I’d follow that up with another question. Where do you draw the line?

Payton said it himself, if he doesn’t get hired this year then the asking price for him “changes considerably” next year. The Texans aren’t in a position to wait. They must make a move now.

There are a handful of qualified coaches available in this hiring cycle, and two of the top candidates are on the defensive side of the ball in Demeco Ryans and Jonathan Gannon. The other top candidate, an offensive mind in Shane Steichen, who has also interviewed for the Colts, Broncos and Panthers openings is gaining steam.

The Texans have a difficult decision to make, but it doesn’t just come down to whether or not they believe Payton is the right fit for them. Payton may not even be that serious about wanting to work in Houston for the next handful of years, regardless of what a record-setting payday may look like for him.

The Texans are primed for a drastic turnaround with or without Payton, but they still need to make the right hire, and there could be two or three candidates we look at in hindsight and say then that they were a ‘can’t miss.’

With the draft capital of 11 total picks entering the NFL draft in April, having the seventh most money to spend in free agency this offseason, a new head coach, new ideas, new staff, a change in culture, and better players, the Texans very well could be the next team to go from last in their division to playing meaningful games the final month of the season at worst.

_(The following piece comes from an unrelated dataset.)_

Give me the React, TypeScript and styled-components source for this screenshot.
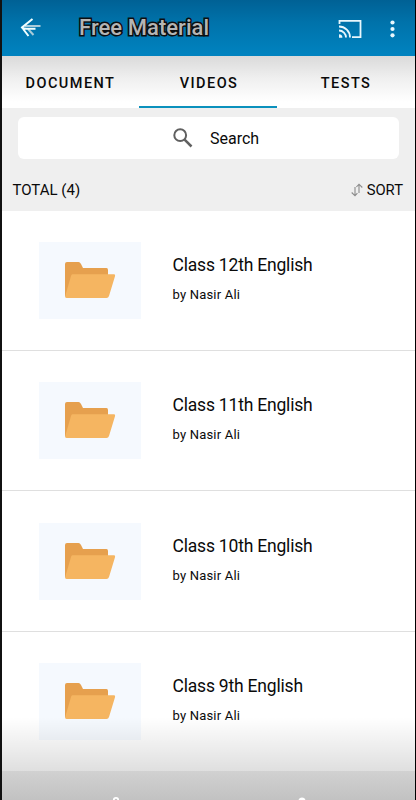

Since 2000, at least one team that finished at the bottom of the division has won the division the following season.

Throughout the last 22 seasons, 25 teams have gone from last in their division to first the following season. Nine teams during that time span changed coaches to get those results.

Here’s the list:

00/01 NE/CHI
02/03 CAR
03/04 SD/ATL - Falcons went from Dan Reeves/Wade Phillips in ‘03 to Jim Mora in ‘04.
04/05 CHI/TB
05/06 PHI/NO - Saints went from Jim Haslett in ‘05 to Sean Payton in ‘06.
06/07 TB
07/08 MIA - Dolphins went from Cam Cameron in ‘07 to Tony Sparano in ‘08.
08/09 NO
09/10 KC
10/11 DEN - Broncos went from Josh McDaniels/Eric Studesville in ‘10 to John Fox in ‘11.
11/12 WAS
12/13 PHI - Eagles went from Andy Reid in ‘12 to Chip Kelley in ‘13.
13/14 NONE
14/15 WAS
15/16 DAL
16/17 JAX/PHI - Jags went from Gus Bradley in ‘16 to Doug Marrone in ‘17.
17/18 HOU/CHI - Bears went from John Fox in ‘17 to Matt Nagy in ‘18.
18/19 NONE
19/20 WAS - Redskins went from Jay Gruden/Bill Callahan in ‘19 to Ron Rivera in ‘20.
20/21 CIN
21/22 JAX - Jags went from Urban Meyer/Darrell Bevell in ‘21 to Doug Pederson in ‘22.
22/23 ?

I’m not betting that the Texans are the 2023 version of the above examples. However, with everything they have at their disposal this offseason and the prospect of hiring one of the hottest commodities on the market, the mere idea of playing meaningful games the final month of the season in 2023 is a good start. Anything else would be gravy after sustaining the agony of Kirby the last three seasons.

Is Sean Payton the only candidate that could yield that type of result and sustain it? He’d certainly make you feel more comfortable, but at what cost?

Demeco Ryans, Jonathan Gannon, or Shane Steichen could very well do the same and for a lot less draft capital and money.